• _Aim of the task_:
Copy out the listing that follows exactly, dropping every picture.

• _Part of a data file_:
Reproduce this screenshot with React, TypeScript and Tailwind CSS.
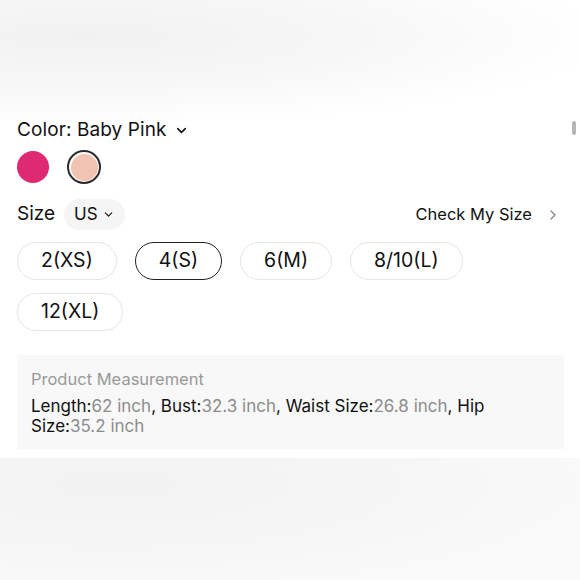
import { ChevronDown, ChevronRight } from "lucide-react";

const sizes = ["2(XS)", "4(S)", "6(M)", "8/10(L)", "12(XL)"];

export default function App() {
  return (
    <div className="relative h-[580px] w-[580px] overflow-hidden bg-white font-['Inter',sans-serif] text-[#111]">
      {/* blurred photo above */}
      <div className="h-[121px] bg-[radial-gradient(ellipse_at_15%_30%,#f1f1f1_0%,#f7f7f7_40%,#ffffff_75%)]" />

      <div className="px-[17px]">
        <div className="flex items-center gap-[7px] text-[19px] leading-[18px] tracking-[0.005em]">
          <span>Color: Baby Pink</span>
          <ChevronDown className="h-[15px] w-[15px]" strokeWidth={2.5} />
        </div>

        <div className="mt-[11px] flex items-center gap-[18px]">
          <div className="h-[32px] w-[32px] rounded-full bg-[#de2a73]" />
          <div className="flex h-[34px] w-[34px] items-center justify-center rounded-full border-2 border-[#2a2a2a] bg-white">
            <div className="h-[27px] w-[27px] rounded-full bg-[#f1c3b1]" />
          </div>
        </div>

        <div className="mt-[15px] flex items-center justify-between">
          <div className="flex items-center gap-[9px]">
            <span className="text-[19px]">Size</span>
            <div className="flex h-[31px] items-center gap-[4px] rounded-full bg-[#f5f5f5] px-[10px] text-[17px]">
              <span>US</span>
              <ChevronDown className="h-[13px] w-[13px]" strokeWidth={2} />
            </div>
          </div>
          <div className="flex items-center gap-[13px] pr-[2px] text-[16.5px]">
            <span>Check My Size</span>
            <ChevronRight className="h-[16px] w-[16px] text-[#888]" strokeWidth={2} />
          </div>
        </div>

        <div className="mt-[12px] flex flex-wrap gap-x-[18px] gap-y-[13px] pr-[60px]">
          {sizes.map((s) => (
            <div
              key={s}
              className={
                s === "4(S)"
                  ? "flex h-[38px] items-center justify-center rounded-full border border-[#222] px-[23px] text-[19.5px]"
                  : "flex h-[38px] items-center justify-center rounded-full border border-[#e6e6e6] px-[23px] text-[19.5px]"
              }
            >
              {s}
            </div>
          ))}
        </div>

        <div className="mt-[24px] w-[547px] bg-[#f8f8f8] px-[14px] pb-[13px] pt-[14px]">
          <div className="text-[16.5px] leading-[20px] text-[#999]">Product Measurement</div>
          <div className="mt-[7px] text-[17px] leading-[20px]">
            Length:<span className="text-[#8c8c8c]">62 inch</span>, Bust:
            <span className="text-[#8c8c8c]">32.3 inch</span>, Waist Size:
            <span className="text-[#8c8c8c]">26.8 inch</span>, Hip Size:
            <span className="text-[#8c8c8c]">35.2 inch</span>
          </div>
        </div>
      </div>

      {/* blurred photo below */}
      <div className="mt-[9px] h-[130px] bg-[radial-gradient(ellipse_at_20%_20%,#f2f2f2_0%,#f6f6f6_45%,#fafafa_80%)]" />

      {/* scroll indicator */}
      <div className="absolute right-[4px] top-[121px] h-[14px] w-[4px] rounded-full bg-[#b5b5b5]" />
    </div>
  );
}
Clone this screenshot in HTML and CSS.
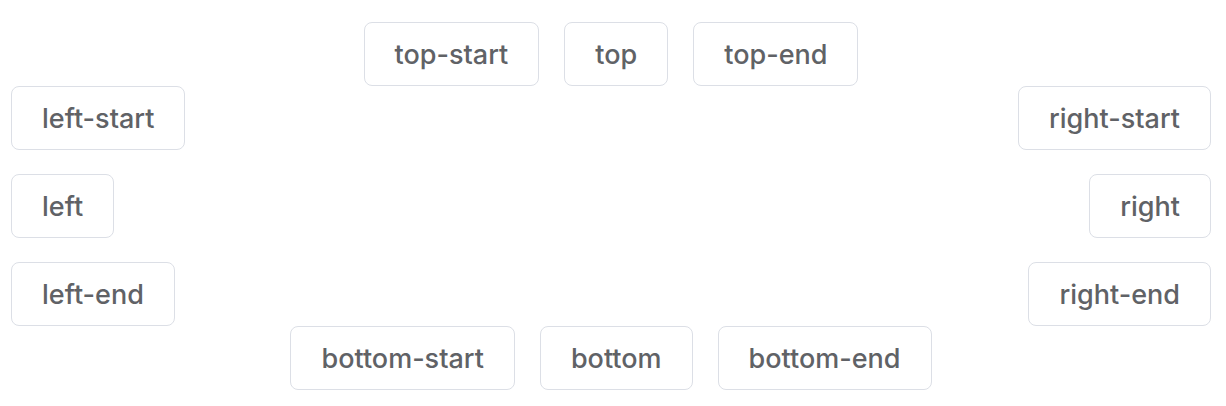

• _Final result_:
Reproduce this screenshot with React, TypeScript and Tailwind CSS.
import { ChevronDown, ChevronRight } from "lucide-react";

const sizes = ["2(XS)", "4(S)", "6(M)", "8/10(L)", "12(XL)"];

export default function App() {
  return (
    <div className="relative h-[580px] w-[580px] overflow-hidden bg-white font-['Inter',sans-serif] text-[#111]">
      {/* blurred photo above */}
      <div className="h-[121px] bg-[radial-gradient(ellipse_at_15%_30%,#f1f1f1_0%,#f7f7f7_40%,#ffffff_75%)]" />

      <div className="px-[17px]">
        <div className="flex items-center gap-[7px] text-[19px] leading-[18px] tracking-[0.005em]">
          <span>Color: Baby Pink</span>
          <ChevronDown className="h-[15px] w-[15px]" strokeWidth={2.5} />
        </div>

        <div className="mt-[11px] flex items-center gap-[18px]">
          <div className="h-[32px] w-[32px] rounded-full bg-[#de2a73]" />
          <div className="flex h-[34px] w-[34px] items-center justify-center rounded-full border-2 border-[#2a2a2a] bg-white">
            <div className="h-[27px] w-[27px] rounded-full bg-[#f1c3b1]" />
          </div>
        </div>

        <div className="mt-[15px] flex items-center justify-between">
          <div className="flex items-center gap-[9px]">
            <span className="text-[19px]">Size</span>
            <div className="flex h-[31px] items-center gap-[4px] rounded-full bg-[#f5f5f5] px-[10px] text-[17px]">
              <span>US</span>
              <ChevronDown className="h-[13px] w-[13px]" strokeWidth={2} />
            </div>
          </div>
          <div className="flex items-center gap-[13px] pr-[2px] text-[16.5px]">
            <span>Check My Size</span>
            <ChevronRight className="h-[16px] w-[16px] text-[#888]" strokeWidth={2} />
          </div>
        </div>

        <div className="mt-[12px] flex flex-wrap gap-x-[18px] gap-y-[13px] pr-[60px]">
          {sizes.map((s) => (
            <div
              key={s}
              className={
                s === "4(S)"
                  ? "flex h-[38px] items-center justify-center rounded-full border border-[#222] px-[23px] text-[19.5px]"
                  : "flex h-[38px] items-center justify-center rounded-full border border-[#e6e6e6] px-[23px] text-[19.5px]"
              }
            >
              {s}
            </div>
          ))}
        </div>

        <div className="mt-[24px] w-[547px] bg-[#f8f8f8] px-[14px] pb-[13px] pt-[14px]">
          <div className="text-[16.5px] leading-[20px] text-[#999]">Product Measurement</div>
          <div className="mt-[7px] text-[17px] leading-[20px]">
            Length:<span className="text-[#8c8c8c]">62 inch</span>, Bust:
            <span className="text-[#8c8c8c]">32.3 inch</span>, Waist Size:
            <span className="text-[#8c8c8c]">26.8 inch</span>, Hip Size:
            <span className="text-[#8c8c8c]">35.2 inch</span>
          </div>
        </div>
      </div>

      {/* blurred photo below */}
      <div className="mt-[9px] h-[130px] bg-[radial-gradient(ellipse_at_20%_20%,#f2f2f2_0%,#f6f6f6_45%,#fafafa_80%)]" />

      {/* scroll indicator */}
      <div className="absolute right-[4px] top-[121px] h-[14px] w-[4px] rounded-full bg-[#b5b5b5]" />
    </div>
  );
}
Clone this screenshot in HTML and CSS.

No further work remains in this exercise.